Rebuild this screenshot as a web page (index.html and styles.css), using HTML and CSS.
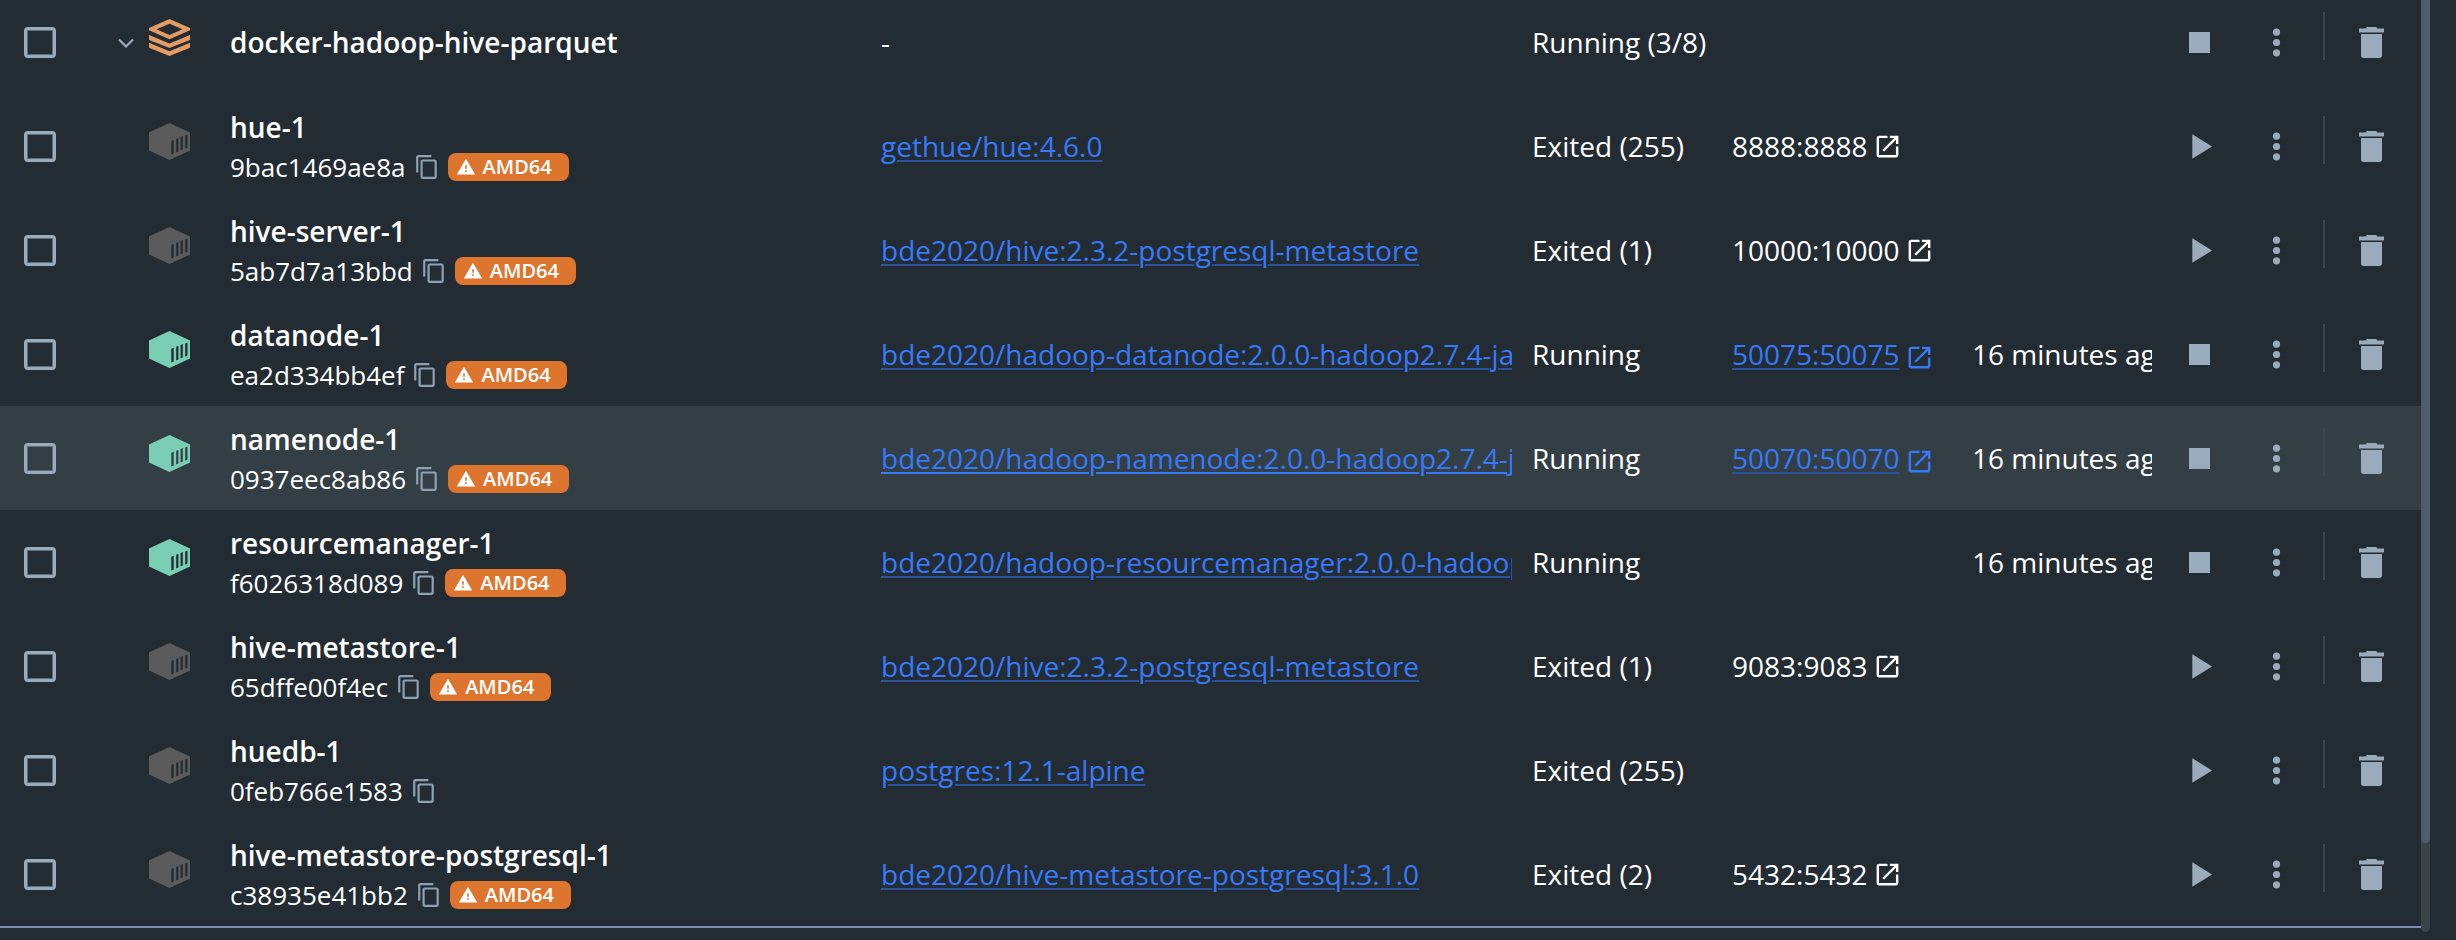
FILE: index.html
```html
<!DOCTYPE html>
<html lang="en">
<head>
<meta charset="utf-8">
<title>Containers</title>
<link rel="stylesheet" href="styles.css">
</head>
<body>
<svg class="defs" width="0" height="0" aria-hidden="true">
  <symbol id="i-chevron" viewBox="0 0 16 10"><path d="M1 1.500l7 7 7-7" fill="none" stroke="currentColor" stroke-width="2.200"/></symbol>
  <symbol id="i-stack" viewBox="0 0 41 37"><path fill="currentColor" fill-rule="evenodd" d="M20.500 0L41 9v2.300L20.500 20.300 0 11.300V9zM20.500 4.700L7.500 10.300l13 5.800 13-5.800zM0 16l20.500 8.500L41 16v5L20.500 29 0 21zM0 23.700l20.500 8.500L41 23.700v5L20.500 37 0 28.700z"/></symbol>
  <symbol id="i-box" viewBox="0 0 41 37"><path fill="currentColor" fill-rule="evenodd" d="M20.500 0L41 9.500v18L20.500 37 0 27.500v-18zM22.300 17.800v13.800l2.400-1V16.800zM27.200 15.800v13.600l2.200-1V14.900zM31.600 14v13.400l2.200-1V13zM36.200 12.400v13.400l2.300-1V11.500z"/></symbol>
  <symbol id="i-copy" viewBox="0 0 24 24"><path fill="currentColor" d="M16 1H4c-1.100 0-2 .9-2 2v14h2V3h12V1zm3 4H8c-1.100 0-2 .9-2 2v14c0 1.100.9 2 2 2h11c1.100 0 2-.9 2-2V7c0-1.100-.9-2-2-2zm0 16H8V7h11v14z"/></symbol>
  <symbol id="i-warn" viewBox="0 0 24 24"><path fill="currentColor" d="M1 21h22L12 2 1 21zm12-3h-2v-2h2v2zm0-4h-2v-4h2v4z"/></symbol>
  <symbol id="i-open" viewBox="0 0 24 24"><path fill="currentColor" d="M19 19H5V5h7V3H5c-1.110 0-2 .9-2 2v14c0 1.100.89 2 2 2h14c1.100 0 2-.9 2-2v-7h-2v7zM14 3v2h3.590l-9.830 9.830 1.410 1.410L19 6.410V10h2V3h-7z"/></symbol>
  <symbol id="i-stop" viewBox="0 0 32 32"><path fill="currentColor" d="M7 6h21v21H7z"/></symbol>
  <symbol id="i-play" viewBox="0 0 32 32"><path fill="currentColor" d="M10.300 4.200v24.600L30 16.500z"/></symbol>
  <symbol id="i-more" viewBox="0 0 32 32"><g fill="currentColor"><circle cx="16.500" cy="6.200" r="3.600"/><circle cx="16.500" cy="16.500" r="3.600"/><circle cx="16.500" cy="26.800" r="3.600"/></g></symbol>
  <symbol id="i-trash" viewBox="0 0 32 32"><path fill="currentColor" d="M3 2.500h6.500L11 1h9l1.500 1.500H28v4H3zM5 8h21v21.500c0 1.500-1 2.500-2.500 2.500h-16C6 32 5 31 5 29.500z"/></symbol>
</svg>
<div class="panel">
  <main class="table" id="rows"></main>
  <div class="scrollbar"><div class="thumb"></div></div>
</div>
<script src="rows.js"></script>
</body>
</html>
```
FILE: styles.css
```css
* { box-sizing: border-box; }
body {
  margin: 0;
  height: 940px;
  overflow: hidden;
  background: #242c33;
  color: #fff;
  font: 28px/38px "Open Sans", sans-serif;
}
.defs { display: none; }
svg { display: block; flex: none; }
.panel { display: flex; width: 2430px; }
.table {
  width: 2421px;
  height: 928px;
  overflow: hidden;
  border-bottom: 2px solid #7e90ae;
}
.row {
  display: grid;
  grid-template-columns: 80px 150px 651px 651px 200px 240px 210px 239px;
  height: 104px;
  align-items: center;
  white-space: nowrap;
}
.row:first-child { margin-top: -10px; }
.hover { background: #343f45; }
.check {
  width: 32px;
  height: 31px;
  margin: 1px 0 0 24px;
  border: 3px solid #9aabbc;
  border-radius: 4px;
  box-shadow: inset 0 0 0 1px #5f6d7a;
}
.kind { display: flex; align-items: center; padding-left: 69px; padding-bottom: 9px; }
.group .kind { padding-left: 38px; gap: 15px; }
.chevron { width: 16px; height: 10px; margin-top: 10px; color: #9aabbc; }
.stack { width: 41px; height: 37px; color: #e29c64; }
.box { width: 41px; height: 37px; color: #5b5b5b; }
.running .box { color: #79ceb3; }
.title { padding-top: 3px; }
.group .title { padding-top: 0; }
.name { font-weight: 600; }
.sub { display: flex; align-items: center; height: 42px; font-size: 26px; }
.copy { width: 26px; height: 26px; margin-left: 8px; color: #8fa1b5; }
.badge {
  display: flex;
  align-items: center;
  width: 121px;
  height: 28px;
  margin-left: 8px;
  padding-left: 8px;
  gap: 7px;
  border-radius: 8px;
  background: #dd752e;
  font-size: 20px;
  font-weight: 600;
}
.badge svg { width: 20px; height: 20px; }
.image { width: 631px; overflow: hidden; }
.link { color: #367afa; text-decoration: underline; text-decoration-color: #2b519b; text-decoration-thickness: 2px; text-underline-offset: 3px; }
.hover .image .link { text-decoration-color: #367afa; }
.port { display: flex; align-items: center; gap: 6px; }
.port svg { width: 29px; height: 29px; }
.port .link + svg { color: #367afa; margin-top: 7px; }
.started { width: 180px; overflow: hidden; }
.actions { display: flex; align-items: center; color: #9aabbc; }
.actions svg { width: 32px; height: 32px; }
.actions .more { margin-left: 46px; }
.divider { width: 2px; height: 48px; margin: 0 0 12px 31px; background: #3d444a; }
.actions .trash { margin-left: 31px; }
.scrollbar { width: 9px; height: 932px; background: #3b4248; border-radius: 0 0 5px 5px; }
.thumb { height: 843px; background: #4c5d6e; border-radius: 0 0 5px 5px; }
```
FILE: rows.js
```js
const rows = [
  { group: true, name: "docker-hadoop-hive-parquet", status: "Running (3/8)", on: true },
  { name: "hue-1", id: "9bac1469ae8a", amd: true, image: "gethue/hue:4.6.0", status: "Exited (255)", port: "8888:8888" },
  { name: "hive-server-1", id: "5ab7d7a13bbd", amd: true, image: "bde2020/hive:2.3.2-postgresql-metastore", status: "Exited (1)", port: "10000:10000" },
  { name: "datanode-1", id: "ea2d334bb4ef", amd: true, image: "bde2020/hadoop-datanode:2.0.0-hadoop2.7.4-java8", status: "Running", port: "50075:50075", on: true },
  { name: "namenode-1", id: "0937eec8ab86", amd: true, image: "bde2020/hadoop-namenode:2.0.0-hadoop2.7.4-java8", status: "Running", port: "50070:50070", on: true, hover: true },
  { name: "resourcemanager-1", id: "f6026318d089", amd: true, image: "bde2020/hadoop-resourcemanager:2.0.0-hadoop2.7.4-java8", status: "Running", on: true },
  { name: "hive-metastore-1", id: "65dffe00f4ec", amd: true, image: "bde2020/hive:2.3.2-postgresql-metastore", status: "Exited (1)", port: "9083:9083" },
  { name: "huedb-1", id: "0feb766e1583", image: "postgres:12.1-alpine", status: "Exited (255)" },
  { name: "hive-metastore-postgresql-1", id: "c38935e41bb2", amd: true, image: "bde2020/hive-metastore-postgresql:3.1.0", status: "Exited (2)", port: "5432:5432" }
];
const icon = (name, cls = "") => `<svg class="${cls}"><use href="#i-${name}"/></svg>`;
document.getElementById("rows").innerHTML = rows.map(r => `
<div class="row ${r.group ? "group" : ""} ${r.on ? "running" : ""} ${r.hover ? "hover" : ""}">
  <div class="check"></div>
  <div class="kind">${r.group ? icon("chevron", "chevron") + icon("stack", "stack") : icon("box", "box")}</div>
  <div class="title"><div class="name">${r.name}</div>${r.id ? `<div class="sub"><span>${r.id}</span>${icon("copy", "copy")}${r.amd ? `<span class="badge">${icon("warn")}<span>AMD64</span></span>` : ""}</div>` : ""}</div>
  <div class="image">${r.image ? `<span class="link">${r.image}</span>` : "-"}</div>
  <div class="status">${r.status}</div>
  <div class="port">${r.port ? `<span class="${r.on ? "link" : ""}">${r.port}</span>${icon("open")}` : ""}</div>
  <div class="started">${r.on && !r.group ? "16 minutes ago" : ""}</div>
  <div class="actions">${icon(r.on ? "stop" : "play")}${icon("more", "more")}<span class="divider"></span>${icon("trash", "trash")}</div>
</div>`).join("");
```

- EXERCISE GOAL:
Say how many lines of the data hold the string "styles". Reply with the number alone.

- WORKED ANSWER:
3